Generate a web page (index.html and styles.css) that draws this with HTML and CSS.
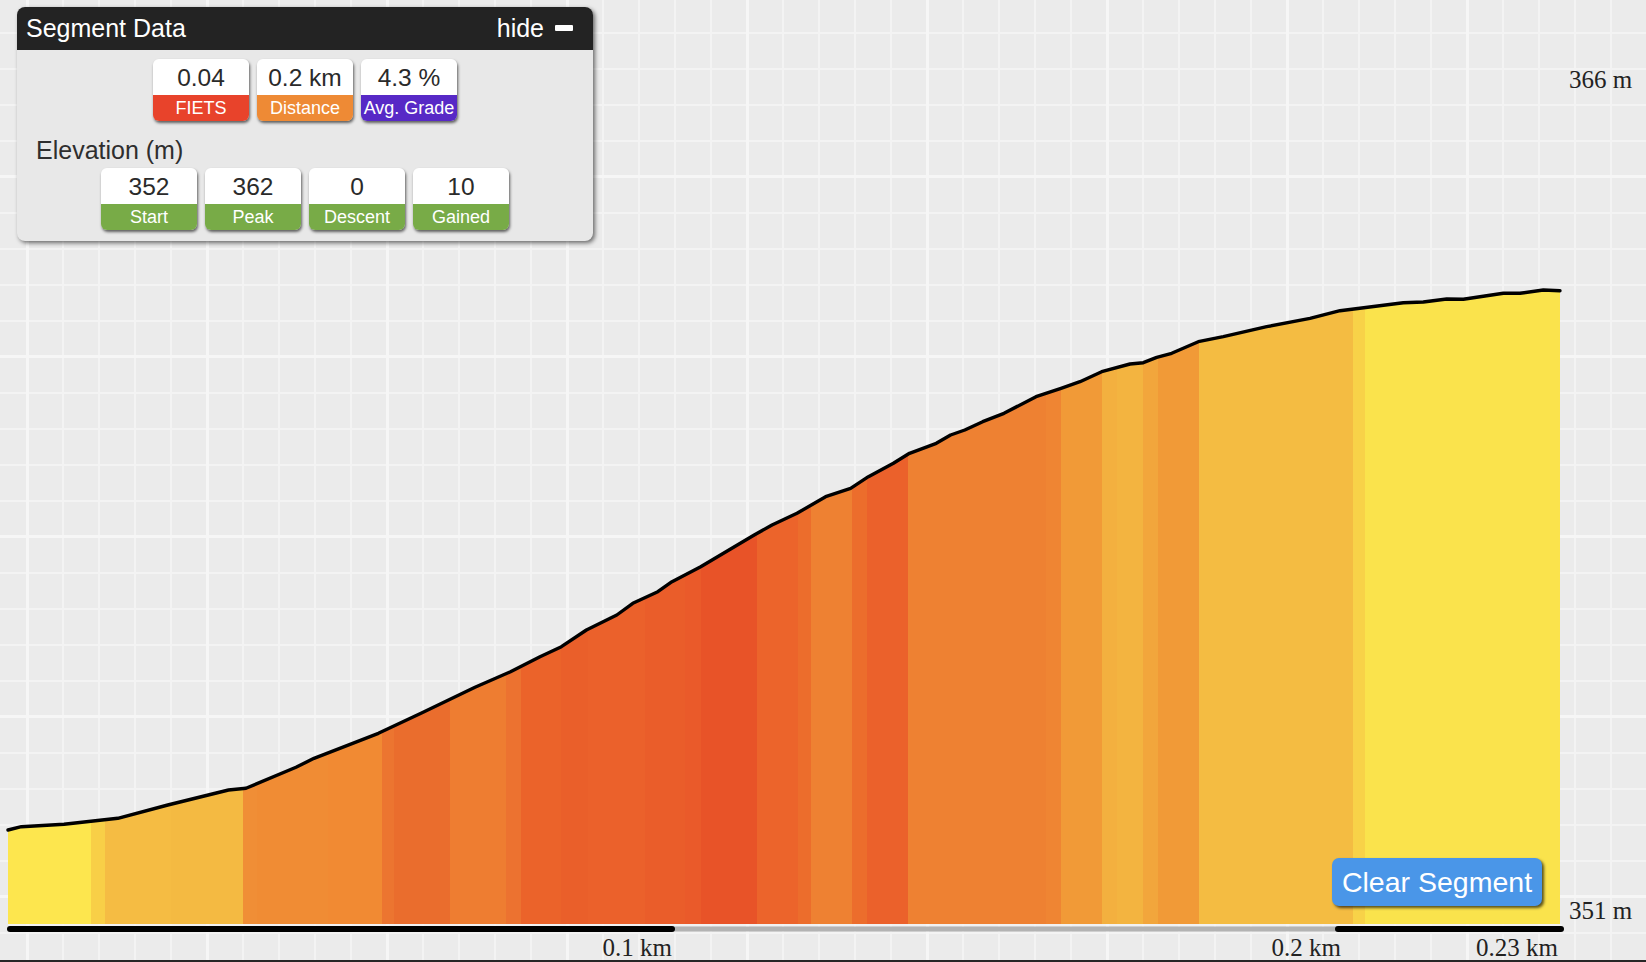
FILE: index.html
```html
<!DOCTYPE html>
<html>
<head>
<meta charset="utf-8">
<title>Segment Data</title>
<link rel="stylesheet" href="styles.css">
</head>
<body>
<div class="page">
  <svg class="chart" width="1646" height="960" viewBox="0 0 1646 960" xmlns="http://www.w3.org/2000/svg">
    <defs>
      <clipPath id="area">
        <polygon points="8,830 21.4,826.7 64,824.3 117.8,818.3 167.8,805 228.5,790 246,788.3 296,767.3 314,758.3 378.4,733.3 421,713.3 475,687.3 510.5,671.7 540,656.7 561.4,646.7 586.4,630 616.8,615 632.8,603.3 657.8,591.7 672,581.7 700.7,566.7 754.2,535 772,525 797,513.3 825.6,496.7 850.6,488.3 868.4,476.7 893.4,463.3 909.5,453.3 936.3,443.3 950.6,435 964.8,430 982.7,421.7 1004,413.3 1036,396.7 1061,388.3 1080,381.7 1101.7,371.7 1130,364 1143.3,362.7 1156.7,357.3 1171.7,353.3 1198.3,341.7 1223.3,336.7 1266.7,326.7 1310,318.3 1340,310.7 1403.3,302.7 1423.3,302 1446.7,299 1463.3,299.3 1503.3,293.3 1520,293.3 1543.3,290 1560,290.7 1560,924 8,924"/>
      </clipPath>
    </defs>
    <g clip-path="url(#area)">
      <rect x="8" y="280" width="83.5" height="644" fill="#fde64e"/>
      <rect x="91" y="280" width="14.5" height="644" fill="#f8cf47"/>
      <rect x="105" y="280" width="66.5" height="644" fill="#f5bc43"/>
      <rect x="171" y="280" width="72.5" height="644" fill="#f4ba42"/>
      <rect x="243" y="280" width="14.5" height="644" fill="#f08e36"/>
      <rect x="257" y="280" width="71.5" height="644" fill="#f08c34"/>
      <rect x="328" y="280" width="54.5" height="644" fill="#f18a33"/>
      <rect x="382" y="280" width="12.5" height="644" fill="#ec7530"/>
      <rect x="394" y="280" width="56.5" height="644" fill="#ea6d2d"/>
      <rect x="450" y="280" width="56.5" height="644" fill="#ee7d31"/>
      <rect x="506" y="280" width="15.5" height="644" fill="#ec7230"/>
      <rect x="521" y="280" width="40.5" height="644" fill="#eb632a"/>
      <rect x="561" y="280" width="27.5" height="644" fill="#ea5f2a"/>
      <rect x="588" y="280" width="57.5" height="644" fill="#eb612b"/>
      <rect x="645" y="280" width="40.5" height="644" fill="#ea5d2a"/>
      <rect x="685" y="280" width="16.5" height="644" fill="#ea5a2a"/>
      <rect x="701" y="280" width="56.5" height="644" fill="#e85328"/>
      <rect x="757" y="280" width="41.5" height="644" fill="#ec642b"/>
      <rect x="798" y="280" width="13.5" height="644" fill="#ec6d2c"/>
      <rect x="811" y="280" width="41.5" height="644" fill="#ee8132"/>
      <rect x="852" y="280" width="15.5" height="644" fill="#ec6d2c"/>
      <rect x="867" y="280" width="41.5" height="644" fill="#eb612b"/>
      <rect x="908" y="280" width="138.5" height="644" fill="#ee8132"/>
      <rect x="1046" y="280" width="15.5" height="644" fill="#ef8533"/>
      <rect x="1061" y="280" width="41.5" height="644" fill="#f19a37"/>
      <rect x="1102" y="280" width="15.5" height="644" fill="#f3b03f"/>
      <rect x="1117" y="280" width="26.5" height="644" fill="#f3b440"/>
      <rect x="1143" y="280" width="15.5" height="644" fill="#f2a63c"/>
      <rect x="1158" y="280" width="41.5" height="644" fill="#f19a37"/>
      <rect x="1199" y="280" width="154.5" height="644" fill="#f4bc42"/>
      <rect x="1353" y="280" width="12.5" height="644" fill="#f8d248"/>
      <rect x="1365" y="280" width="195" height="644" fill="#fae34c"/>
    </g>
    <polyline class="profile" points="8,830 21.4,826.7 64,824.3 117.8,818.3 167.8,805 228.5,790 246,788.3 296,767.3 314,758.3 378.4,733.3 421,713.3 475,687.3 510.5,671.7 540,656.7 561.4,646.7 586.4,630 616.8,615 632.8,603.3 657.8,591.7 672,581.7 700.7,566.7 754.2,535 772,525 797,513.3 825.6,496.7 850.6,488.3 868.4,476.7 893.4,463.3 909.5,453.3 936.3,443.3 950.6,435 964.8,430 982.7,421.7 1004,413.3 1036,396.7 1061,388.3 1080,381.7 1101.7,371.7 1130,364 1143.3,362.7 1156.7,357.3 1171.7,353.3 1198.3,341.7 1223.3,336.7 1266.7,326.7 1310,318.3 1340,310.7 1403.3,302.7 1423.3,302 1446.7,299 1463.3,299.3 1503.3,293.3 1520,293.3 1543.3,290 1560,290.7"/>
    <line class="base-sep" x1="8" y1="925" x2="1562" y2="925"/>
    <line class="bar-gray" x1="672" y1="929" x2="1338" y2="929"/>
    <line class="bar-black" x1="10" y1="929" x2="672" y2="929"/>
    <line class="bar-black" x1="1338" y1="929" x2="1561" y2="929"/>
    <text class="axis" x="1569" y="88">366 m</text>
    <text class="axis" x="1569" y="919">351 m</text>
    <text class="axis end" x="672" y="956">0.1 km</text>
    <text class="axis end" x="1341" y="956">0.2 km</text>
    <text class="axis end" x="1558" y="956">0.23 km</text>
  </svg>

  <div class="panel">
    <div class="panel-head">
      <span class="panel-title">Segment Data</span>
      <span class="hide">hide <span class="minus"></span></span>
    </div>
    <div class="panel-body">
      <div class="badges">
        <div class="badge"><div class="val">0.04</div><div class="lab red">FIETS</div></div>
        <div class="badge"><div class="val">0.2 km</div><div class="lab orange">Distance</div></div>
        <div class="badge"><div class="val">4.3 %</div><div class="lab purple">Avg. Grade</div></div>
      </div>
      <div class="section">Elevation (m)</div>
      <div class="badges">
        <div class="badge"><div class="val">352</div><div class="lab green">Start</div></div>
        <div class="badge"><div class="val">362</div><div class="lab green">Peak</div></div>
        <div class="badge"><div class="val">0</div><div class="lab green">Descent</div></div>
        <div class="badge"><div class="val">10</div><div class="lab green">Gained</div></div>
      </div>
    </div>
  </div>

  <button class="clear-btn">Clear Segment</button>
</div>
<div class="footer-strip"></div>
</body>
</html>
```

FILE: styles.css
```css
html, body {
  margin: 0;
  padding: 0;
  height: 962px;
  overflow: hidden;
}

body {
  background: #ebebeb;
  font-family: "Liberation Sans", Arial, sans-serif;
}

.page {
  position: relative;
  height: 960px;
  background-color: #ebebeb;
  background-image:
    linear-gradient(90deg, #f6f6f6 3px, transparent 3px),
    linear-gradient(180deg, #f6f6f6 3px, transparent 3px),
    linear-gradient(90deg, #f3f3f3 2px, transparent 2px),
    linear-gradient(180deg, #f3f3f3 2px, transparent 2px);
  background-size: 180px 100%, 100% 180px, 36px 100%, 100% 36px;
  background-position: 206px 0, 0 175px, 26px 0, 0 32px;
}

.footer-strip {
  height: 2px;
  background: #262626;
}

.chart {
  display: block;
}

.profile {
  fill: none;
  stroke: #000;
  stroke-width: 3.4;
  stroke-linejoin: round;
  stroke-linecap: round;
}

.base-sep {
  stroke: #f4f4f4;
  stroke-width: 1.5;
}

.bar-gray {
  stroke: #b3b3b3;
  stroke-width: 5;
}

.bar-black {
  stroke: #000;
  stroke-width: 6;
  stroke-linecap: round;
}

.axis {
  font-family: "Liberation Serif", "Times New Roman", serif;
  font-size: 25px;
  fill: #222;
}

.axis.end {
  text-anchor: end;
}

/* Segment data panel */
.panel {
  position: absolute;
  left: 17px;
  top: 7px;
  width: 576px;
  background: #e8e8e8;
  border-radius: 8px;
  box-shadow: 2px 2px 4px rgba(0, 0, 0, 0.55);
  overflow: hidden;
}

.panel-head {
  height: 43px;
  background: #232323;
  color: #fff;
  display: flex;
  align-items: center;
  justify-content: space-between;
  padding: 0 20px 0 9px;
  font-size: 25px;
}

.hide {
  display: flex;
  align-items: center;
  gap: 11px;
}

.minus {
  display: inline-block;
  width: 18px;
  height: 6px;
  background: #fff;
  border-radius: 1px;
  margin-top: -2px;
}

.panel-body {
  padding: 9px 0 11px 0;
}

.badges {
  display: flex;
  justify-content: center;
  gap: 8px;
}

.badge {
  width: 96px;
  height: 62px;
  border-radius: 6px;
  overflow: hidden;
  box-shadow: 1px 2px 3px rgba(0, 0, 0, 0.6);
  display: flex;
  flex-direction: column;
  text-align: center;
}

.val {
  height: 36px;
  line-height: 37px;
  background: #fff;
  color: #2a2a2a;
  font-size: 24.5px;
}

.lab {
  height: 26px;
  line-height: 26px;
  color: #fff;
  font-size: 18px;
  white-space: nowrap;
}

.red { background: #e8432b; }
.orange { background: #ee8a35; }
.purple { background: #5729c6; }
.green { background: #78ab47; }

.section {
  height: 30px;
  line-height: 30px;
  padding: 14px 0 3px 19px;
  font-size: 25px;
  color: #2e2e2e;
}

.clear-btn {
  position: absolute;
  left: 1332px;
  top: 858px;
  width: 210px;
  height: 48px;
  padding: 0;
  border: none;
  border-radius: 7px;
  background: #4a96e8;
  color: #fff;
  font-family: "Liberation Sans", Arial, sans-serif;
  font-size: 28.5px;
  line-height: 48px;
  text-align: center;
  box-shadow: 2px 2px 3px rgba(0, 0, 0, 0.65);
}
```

▶ Given exercise: Where does the word "page" appear in the listing? List each line that holds it.

▶ Worked solution:
Generate a web page (index.html and styles.css) that draws this with HTML and CSS.
<div class="page">
.page {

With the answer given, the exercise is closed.